Mexico sued seven gun-makers and one distributor in 2021, blaming them for rampant violence caused by illegal gun trafficking from the United States spurred by the demand of Mexican drug cartels for weapons.

Mexico has strict gun control laws that it says make it virtually impossible for criminals to obtain firearms legally. But gun violence is rampant.

The lawsuit, which seeks billions of dollars in damages, said that 70% to 90% of the guns recovered at crime scenes in Mexico came from the United States.

Judge Dennis F. Saylor of U.S. District Court in Boston dismissed Mexico’s lawsuit, saying it was barred by the Protection of Lawful Commerce in Arms Act, a 2005 law that prohibits many kinds of suits against makers and distributors of firearms. The law, Saylor wrote, “bars exactly this type of action from being brought in federal and state courts.”

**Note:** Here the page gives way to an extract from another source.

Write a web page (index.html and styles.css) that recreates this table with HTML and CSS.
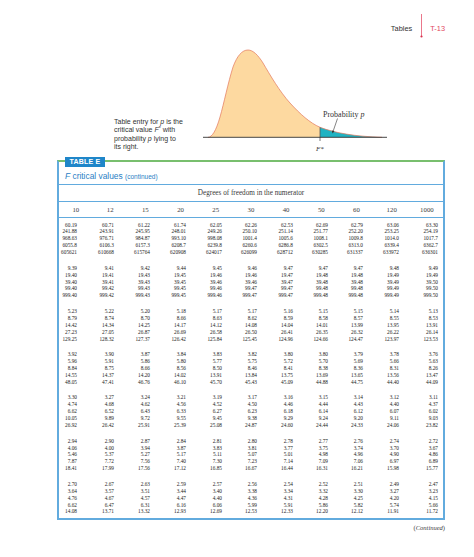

But the 1st U.S. Circuit Court of Appeals revived the suit, saying it qualified for an exception to the law, which authorizes claims for knowing violations of firearms laws that are a direct cause of the plaintiff’s injuries.

In urging the Supreme Court to hear the case, the gun-makers said that “Mexico’s suit has no business in an American court.” Mexico’s legal theory, they added, was an “eight-step Rube Goldberg.”

“Absent this court’s intervention,” the gun-makers’ petition continued, “Mexico’s multibillion-dollar suit will hang over the American firearms industry for years.”

In response, Mexico said the defendants were complicit in mass violence.

“The flood of petitioners’ firearms from sources in the United States to cartels in Mexico is no accident,” Mexico’s brief said. “It results from petitioners’ knowing and deliberate choice to supply their products to bad actors.”